If your typically well mannered and otherwise healthy dog is showing a sudden onset of aggression it is your responsibility as their owner and caretaker to make a behavioral plan.
17) Excessive panting: May indicate pain, anxiety, overheating, or respiratory issues.
Excessive panting in dogs is a regulation system a dog will use in times of distress. Of your dog is dehydrated or overheated do your best to cool them off and get them to drink some water.
18) Trembling or shaking: Can be a sign of fear, anxiety, pain, or certain health conditions.
If your pupper is trembling the best thing you can do for them is comfort them. If the shaking and trembling is not a conditional reaction to its environment, consider a visit to the vet to make sure its not the result of an underlying condition.
19) Compulsive digging: Obsessive digging in the yard or at home, potentially a sign of boredom or anxiety.
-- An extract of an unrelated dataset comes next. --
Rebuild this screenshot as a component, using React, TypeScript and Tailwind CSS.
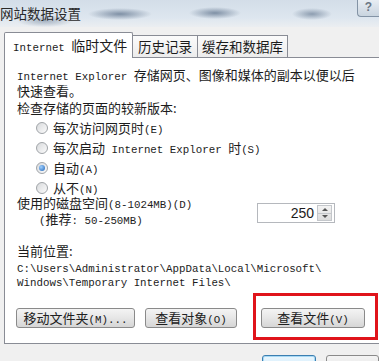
import React from "react";

// ASCII runs are drawn in a small monospace face, like SimSun's Latin glyphs
function Mixed({ text }: { text: string }) {
  const parts = text.split(/([\x20-\x7e]+)/);
  return (
    <span>
      {parts.map((p, i) =>
        /^[\x20-\x7e]+$/.test(p) ? (
          <span key={i} className="font-['Liberation_Mono',monospace] text-[10.8px] leading-none whitespace-pre">
            {p}
          </span>
        ) : (
          <span key={i}>{p}</span>
        )
      )}
    </span>
  );
}

function Radio({ label, checked }: { label: string; checked?: boolean }) {
  return (
    <div className="flex h-[20px] items-center">
      <span className="flex h-[12px] w-[12px] items-center justify-center rounded-full border border-[#a0a4a8] bg-[linear-gradient(135deg,#d8dadc,#fbfbfb)]">
        {checked && (
          <span className="h-[6px] w-[6px] rounded-full bg-[radial-gradient(circle_at_35%_35%,#9fd0ff,#1f63b5)]" />
        )}
      </span>
      <span className="ml-[5px]">
        <Mixed text={label} />
      </span>
    </div>
  );
}

function Btn({ label, w }: { label: string; w: string }) {
  return (
    <div
      className={`flex h-[20px] items-center justify-center rounded-[3px] border border-[#8a8a8a] bg-[linear-gradient(to_bottom,#f4f4f4,#e6e6e6_50%,#d6d6d6)] text-[#202020] ${w}`}
    >
      <Mixed text={label} />
    </div>
  );
}

export default function App() {
  return (
    <div className="relative h-[361px] w-[379px] overflow-hidden bg-[#f0f0f0] font-['Noto_Sans_CJK_SC','Noto_Sans',sans-serif] text-[13px] text-[#1c1c1c]">
      {/* title bar (aero glass) */}
      <div className="flex h-[27px] bg-[radial-gradient(ellipse_28px_6px_at_45px_21px,#a7b4c3,transparent),radial-gradient(ellipse_32px_6px_at_120px_14px,#7f90a5,transparent),radial-gradient(ellipse_26px_6px_at_215px_13px,#7f90a5,transparent),radial-gradient(ellipse_20px_6px_at_312px_14px,#8d9db0,transparent),linear-gradient(to_bottom,#d3dde8,#dde6ef_65%,#ebeef1)]">
        <div className="pt-[4px] text-[13.5px] leading-[18px] text-[#2a2a2a]">网站数据设置</div>
        <div className="ml-auto flex h-[17px] w-[22px] items-start justify-center rounded-bl-[4px] border-b border-l border-[#8393a5] bg-[linear-gradient(to_bottom,#e7edf3,#c9d4df)] font-['Liberation_Sans',sans-serif] text-[12px] font-bold leading-[14px] text-[#6a7684]">
          ?
        </div>
      </div>

      {/* tabs */}
      <div className="mt-[5px] flex items-end pl-[4px]">
        <div className="relative z-10 -mb-px flex h-[26px] w-[129px] items-center rounded-t-[2px] border-x border-t border-[#898c95] bg-white pl-[8px] text-[14px]">
          <Mixed text="Internet 临时文件" />
        </div>
        <div className="flex h-[22px] w-[65px] items-center justify-center border-r border-t border-[#898c95] bg-[linear-gradient(to_bottom,#fbfbfb,#ececec)] text-[13.5px]">
          历史记录
        </div>
        <div className="flex h-[22px] w-[90px] items-center justify-center border-r border-t border-[#898c95] bg-[linear-gradient(to_bottom,#fbfbfb,#ececec)] text-[13.5px]">
          缓存和数据库
        </div>
      </div>

      {/* tab panel */}
      <div className="ml-[4px] h-[287px] w-[390px] border border-[#898c95] bg-white pl-[12px] pt-[9px]">
        <div className="leading-[16px]">
          <div>
            <Mixed text="Internet Explorer 存储网页、图像和媒体的副本以便以后" />
          </div>
          <div>快速查看。</div>
          <div className="mt-[1px]">检查存储的页面的较新版本:</div>
        </div>

        <div className="ml-[19px] mt-[2px]">
          <Radio label="每次访问网页时(E)" />
          <Radio label="每次启动 Internet Explorer 时(S)" />
          <Radio label="自动(A)" checked />
          <Radio label="从不(N)" />
        </div>

        <div className="-mt-[3px] flex">
          <div className="w-[240px] leading-[15px]">
            <div>
              <Mixed text="使用的磁盘空间(8-1024MB)(D)" />
            </div>
            <div className="pl-[22px]">
              <Mixed text="(推荐: 50-250MB)" />
            </div>
          </div>
          <div className="mt-[8px] flex h-[20px] w-[78px] items-center border border-[#b5b8bd] bg-white">
            <span className="flex-1 pr-[3px] text-right font-['Liberation_Sans',sans-serif] text-[14px]">250</span>
            <div className="mr-[2px] flex h-[16px] w-[15px] flex-col border border-[#c4c7cb] bg-[linear-gradient(to_bottom,#f3f3f3,#dcdcdc)]">
              <div className="flex flex-1 items-center justify-center border-b border-[#c4c7cb]">
                <span className="h-0 w-0 border-x-[3px] border-b-[3px] border-x-transparent border-b-[#555]" />
              </div>
              <div className="flex flex-1 items-center justify-center">
                <span className="h-0 w-0 border-x-[3px] border-t-[3px] border-x-transparent border-t-[#555]" />
              </div>
            </div>
          </div>
        </div>

        <div className="mt-[16px] leading-[16px]">当前位置:</div>
        <div className="mt-[3px] font-['Liberation_Mono',monospace] text-[10.8px] leading-[14px]">
          <div>C:\Users\Administrator\AppData\Local\Microsoft\</div>
          <div>Windows\Temporary Internet Files\</div>
        </div>

        <div className="mt-[18px] flex">
          <Btn label="移动文件夹(M)..." w="w-[119px] -ml-px" />
          <Btn label="查看对象(O)" w="w-[92px] ml-[10px]" />
          <Btn label="查看文件(V)" w="w-[104px] ml-[24px]" />
        </div>
      </div>

      {/* dialog buttons */}
      <div className="mt-[11px] flex pl-[262px]">
        <div className="flex h-[24px] w-[78px] items-center justify-center rounded-[3px] border border-[#3c7fb1] bg-[linear-gradient(to_bottom,#eaf6fd,#bee6fd)] shadow-[inset_0_0_0_1px_#a7d9f5]">
          确定
        </div>
        <div className="ml-[10px] flex h-[24px] w-[78px] items-center justify-center rounded-[3px] border border-[#8a8a8a] bg-[linear-gradient(to_bottom,#f4f4f4,#dcdcdc)]">
          取消
        </div>
      </div>

      {/* red highlight annotation */}
      <div className="absolute left-[253px] top-[293px] h-[47px] w-[125px] border-[3px] border-[#e0141b]" />
    </div>
  );
}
Compulsive digging is not a health concern but rather an instinctual desire that your dog feels it must abide by. Although it might be somewhat annoying, you can try to to divert your dogs attention to a different activating or form of play.
20) Fainting or collapsing: Sudden loss of consciousness or muscle control, which can indicate a variety of medical issues.
A dog fainting or collapsing is a medical emergency and a trip to the veterinarian is a must. A dog will collapse due to cardiac or neurological issues.